• Task statement:
Repeat the material below word for word and leave out all pictures.

--*--

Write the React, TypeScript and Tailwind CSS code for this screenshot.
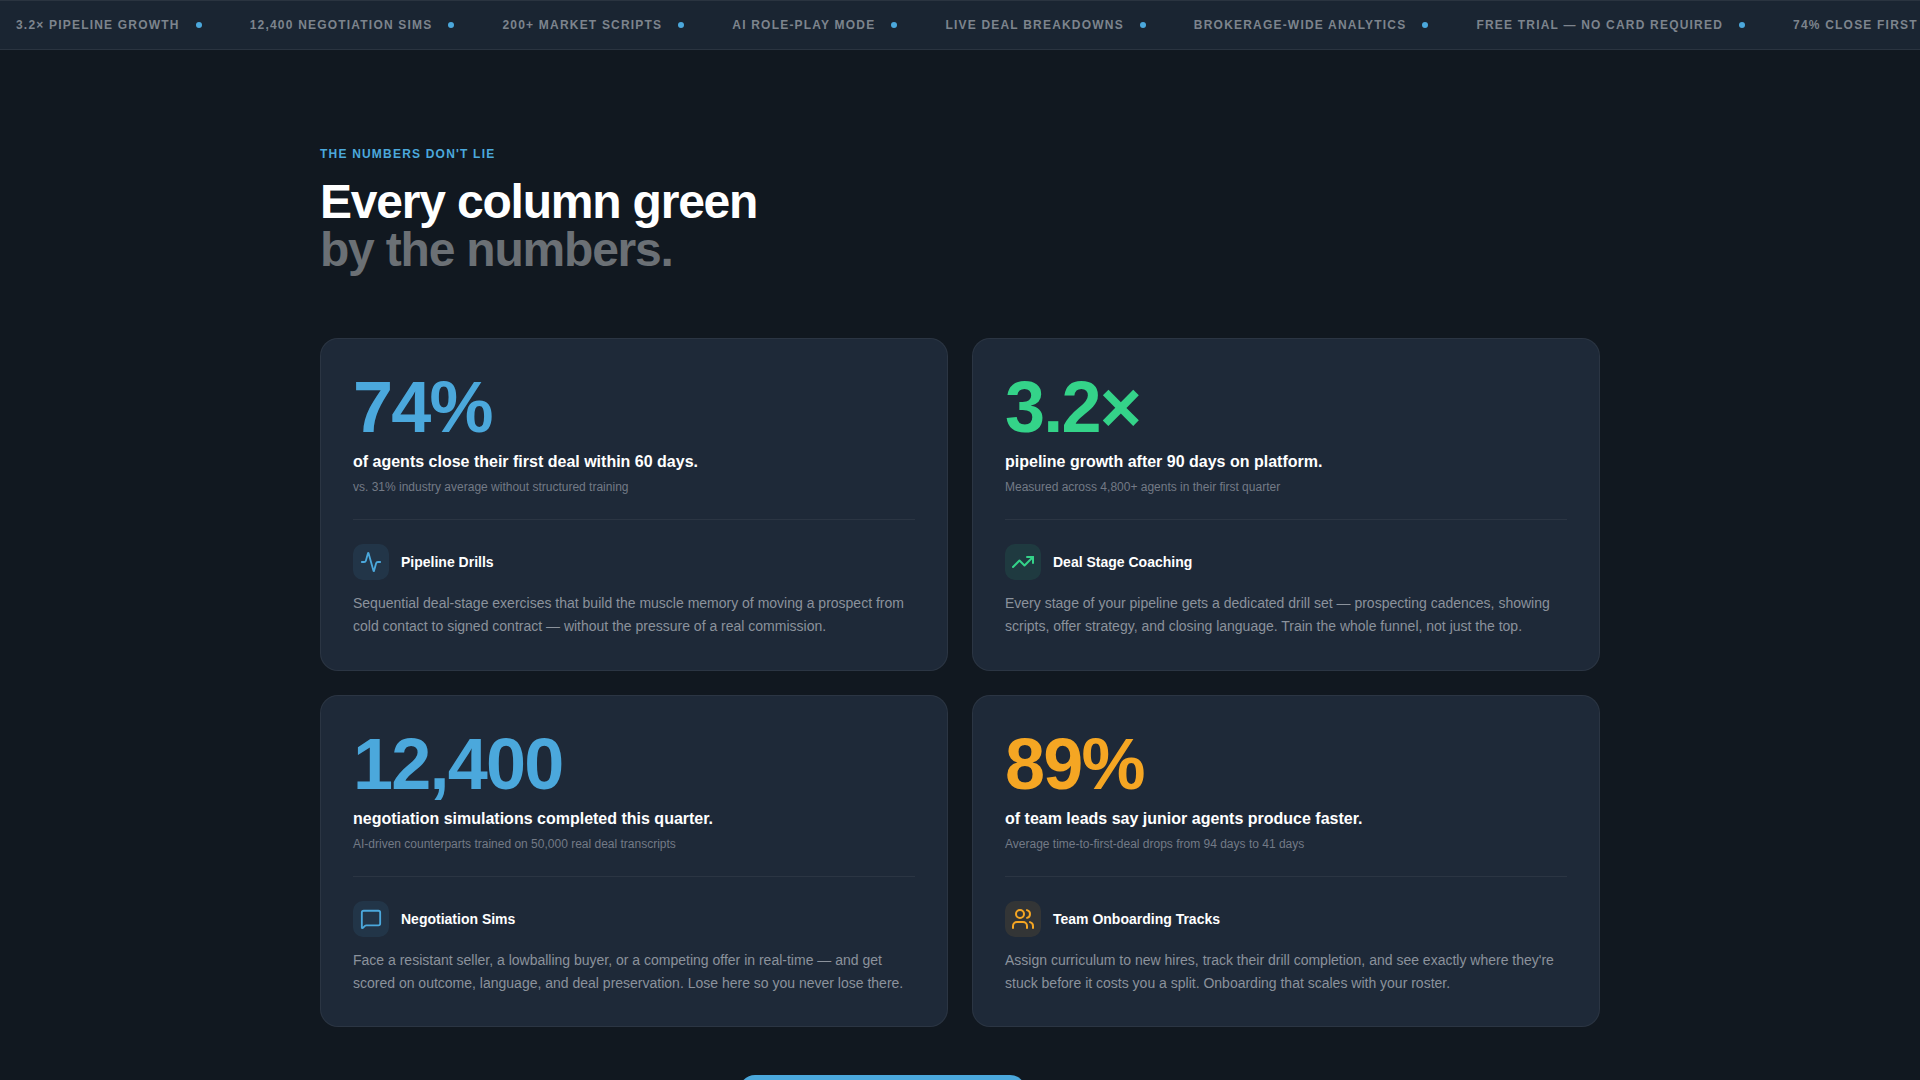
import { Activity, MessageSquare, TrendingUp, Users, type LucideIcon } from 'lucide-react';

type Stat = {
  value: string;
  label: string;
  note: string;
  title: string;
  body: string;
  icon: LucideIcon;
  iconSize: number;
  valueClass: string;
  boxClass: string;
};

const TICKER = [
  '3.2× Pipeline Growth',
  '12,400 Negotiation Sims',
  '200+ Market Scripts',
  'AI Role-Play Mode',
  'Live Deal Breakdowns',
  'Brokerage-Wide Analytics',
  'Free Trial — No Card Required',
  '74% Close First',
];

const STATS: Stat[] = [
  {
    value: '74%',
    label: 'of agents close their first deal within 60 days.',
    note: 'vs. 31% industry average without structured training',
    title: 'Pipeline Drills',
    body: 'Sequential deal-stage exercises that build the muscle memory of moving a prospect from cold contact to signed contract — without the pressure of a real commission.',
    icon: Activity,
    iconSize: 22,
    valueClass: 'text-[#4ba8dc]',
    boxClass: 'bg-[#4ba8dc]/10 text-[#4ba8dc]',
  },
  {
    value: '3.2×',
    label: 'pipeline growth after 90 days on platform.',
    note: 'Measured across 4,800+ agents in their first quarter',
    title: 'Deal Stage Coaching',
    body: 'Every stage of your pipeline gets a dedicated drill set — prospecting cadences, showing scripts, offer strategy, and closing language. Train the whole funnel, not just the top.',
    icon: TrendingUp,
    iconSize: 24,
    valueClass: 'text-[#34d389]',
    boxClass: 'bg-[#34d389]/10 text-[#34d389]',
  },
  {
    value: '12,400',
    label: 'negotiation simulations completed this quarter.',
    note: 'AI-driven counterparts trained on 50,000 real deal transcripts',
    title: 'Negotiation Sims',
    body: 'Face a resistant seller, a lowballing buyer, or a competing offer in real-time — and get scored on outcome, language, and deal preservation. Lose here so you never lose there.',
    icon: MessageSquare,
    iconSize: 22,
    valueClass: 'text-[#4ba8dc]',
    boxClass: 'bg-[#4ba8dc]/10 text-[#4ba8dc]',
  },
  {
    value: '89%',
    label: 'of team leads say junior agents produce faster.',
    note: 'Average time-to-first-deal drops from 94 days to 41 days',
    title: 'Team Onboarding Tracks',
    body: "Assign curriculum to new hires, track their drill completion, and see exactly where they're stuck before it costs you a split. Onboarding that scales with your roster.",
    icon: Users,
    iconSize: 24,
    valueClass: 'text-[#f5a623]',
    boxClass: 'bg-[#f5a623]/10 text-[#f5a623]',
  },
];

function StatCard({ stat }: { stat: Stat }) {
  const Icon = stat.icon;
  return (
    <div className="rounded-[18px] border border-white/[0.06] bg-[#1e2938] p-8">
      <div className={`text-[72px] font-bold leading-none tracking-[-0.025em] ${stat.valueClass}`}>{stat.value}</div>
      <p className="mt-2 text-base font-semibold leading-[1.4] text-white">{stat.label}</p>
      <p className="mt-[5px] text-xs leading-[1.5] text-[#737a86]">{stat.note}</p>
      <div className="mt-[23px] border-t border-white/[0.06] pt-6">
        <div className="flex items-center gap-3">
          <div className={`flex h-9 w-9 items-center justify-center rounded-[10px] ${stat.boxClass}`}>
            <Icon size={stat.iconSize} strokeWidth={2} />
          </div>
          <span className="text-sm font-bold text-white">{stat.title}</span>
        </div>
        <p className="mt-3 text-sm leading-[1.62] text-[#8b929c]">{stat.body}</p>
      </div>
    </div>
  );
}

export default function App() {
  return (
    <div className="h-screen overflow-hidden bg-[#111820] font-['Liberation_Sans',Arial,sans-serif]">
      {/* Ticker */}
      <div className="flex h-[50px] items-center overflow-hidden whitespace-nowrap border-y border-white/[0.07] bg-[#1a2532] pl-4">
        {TICKER.map((item) => (
          <div key={item} className="mr-12 flex shrink-0 items-center gap-4">
            <span className="text-xs font-bold uppercase tracking-[0.1em] text-[#7d848d]">{item}</span>
            <span className="h-1.5 w-1.5 rounded-full bg-[#4ba8dc]" />
          </div>
        ))}
      </div>

      <section className="mx-auto w-[1280px] pt-24">
        <p className="text-xs font-bold uppercase tracking-[0.1em] text-[#4ba8dc]">The numbers don't lie</p>
        <h2 className="mt-4 text-[48px] font-bold leading-[1.0] tracking-[-0.025em] text-white">
          Every column green
          <br />
          <span className="text-[#6b7075]">by the numbers.</span>
        </h2>

        <div className="mt-16 grid grid-cols-2 gap-6">
          {STATS.map((stat) => (
            <StatCard key={stat.title} stat={stat} />
          ))}
        </div>

        <div className="mt-12 pl-[419px]">
          <div className="h-14 w-[287px] rounded-2xl bg-[#4ba8dc]" />
        </div>
      </section>
    </div>
  );
}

--*--

• Output for this task:
Write the React, TypeScript and Tailwind CSS code for this screenshot.
import { Activity, MessageSquare, TrendingUp, Users, type LucideIcon } from 'lucide-react';

type Stat = {
  value: string;
  label: string;
  note: string;
  title: string;
  body: string;
  icon: LucideIcon;
  iconSize: number;
  valueClass: string;
  boxClass: string;
};

const TICKER = [
  '3.2× Pipeline Growth',
  '12,400 Negotiation Sims',
  '200+ Market Scripts',
  'AI Role-Play Mode',
  'Live Deal Breakdowns',
  'Brokerage-Wide Analytics',
  'Free Trial — No Card Required',
  '74% Close First',
];

const STATS: Stat[] = [
  {
    value: '74%',
    label: 'of agents close their first deal within 60 days.',
    note: 'vs. 31% industry average without structured training',
    title: 'Pipeline Drills',
    body: 'Sequential deal-stage exercises that build the muscle memory of moving a prospect from cold contact to signed contract — without the pressure of a real commission.',
    icon: Activity,
    iconSize: 22,
    valueClass: 'text-[#4ba8dc]',
    boxClass: 'bg-[#4ba8dc]/10 text-[#4ba8dc]',
  },
  {
    value: '3.2×',
    label: 'pipeline growth after 90 days on platform.',
    note: 'Measured across 4,800+ agents in their first quarter',
    title: 'Deal Stage Coaching',
    body: 'Every stage of your pipeline gets a dedicated drill set — prospecting cadences, showing scripts, offer strategy, and closing language. Train the whole funnel, not just the top.',
    icon: TrendingUp,
    iconSize: 24,
    valueClass: 'text-[#34d389]',
    boxClass: 'bg-[#34d389]/10 text-[#34d389]',
  },
  {
    value: '12,400',
    label: 'negotiation simulations completed this quarter.',
    note: 'AI-driven counterparts trained on 50,000 real deal transcripts',
    title: 'Negotiation Sims',
    body: 'Face a resistant seller, a lowballing buyer, or a competing offer in real-time — and get scored on outcome, language, and deal preservation. Lose here so you never lose there.',
    icon: MessageSquare,
    iconSize: 22,
    valueClass: 'text-[#4ba8dc]',
    boxClass: 'bg-[#4ba8dc]/10 text-[#4ba8dc]',
  },
  {
    value: '89%',
    label: 'of team leads say junior agents produce faster.',
    note: 'Average time-to-first-deal drops from 94 days to 41 days',
    title: 'Team Onboarding Tracks',
    body: "Assign curriculum to new hires, track their drill completion, and see exactly where they're stuck before it costs you a split. Onboarding that scales with your roster.",
    icon: Users,
    iconSize: 24,
    valueClass: 'text-[#f5a623]',
    boxClass: 'bg-[#f5a623]/10 text-[#f5a623]',
  },
];

function StatCard({ stat }: { stat: Stat }) {
  const Icon = stat.icon;
  return (
    <div className="rounded-[18px] border border-white/[0.06] bg-[#1e2938] p-8">
      <div className={`text-[72px] font-bold leading-none tracking-[-0.025em] ${stat.valueClass}`}>{stat.value}</div>
      <p className="mt-2 text-base font-semibold leading-[1.4] text-white">{stat.label}</p>
      <p className="mt-[5px] text-xs leading-[1.5] text-[#737a86]">{stat.note}</p>
      <div className="mt-[23px] border-t border-white/[0.06] pt-6">
        <div className="flex items-center gap-3">
          <div className={`flex h-9 w-9 items-center justify-center rounded-[10px] ${stat.boxClass}`}>
            <Icon size={stat.iconSize} strokeWidth={2} />
          </div>
          <span className="text-sm font-bold text-white">{stat.title}</span>
        </div>
        <p className="mt-3 text-sm leading-[1.62] text-[#8b929c]">{stat.body}</p>
      </div>
    </div>
  );
}

export default function App() {
  return (
    <div className="h-screen overflow-hidden bg-[#111820] font-['Liberation_Sans',Arial,sans-serif]">
      {/* Ticker */}
      <div className="flex h-[50px] items-center overflow-hidden whitespace-nowrap border-y border-white/[0.07] bg-[#1a2532] pl-4">
        {TICKER.map((item) => (
          <div key={item} className="mr-12 flex shrink-0 items-center gap-4">
            <span className="text-xs font-bold uppercase tracking-[0.1em] text-[#7d848d]">{item}</span>
            <span className="h-1.5 w-1.5 rounded-full bg-[#4ba8dc]" />
          </div>
        ))}
      </div>

      <section className="mx-auto w-[1280px] pt-24">
        <p className="text-xs font-bold uppercase tracking-[0.1em] text-[#4ba8dc]">The numbers don't lie</p>
        <h2 className="mt-4 text-[48px] font-bold leading-[1.0] tracking-[-0.025em] text-white">
          Every column green
          <br />
          <span className="text-[#6b7075]">by the numbers.</span>
        </h2>

        <div className="mt-16 grid grid-cols-2 gap-6">
          {STATS.map((stat) => (
            <StatCard key={stat.title} stat={stat} />
          ))}
        </div>

        <div className="mt-12 pl-[419px]">
          <div className="h-14 w-[287px] rounded-2xl bg-[#4ba8dc]" />
        </div>
      </section>
    </div>
  );
}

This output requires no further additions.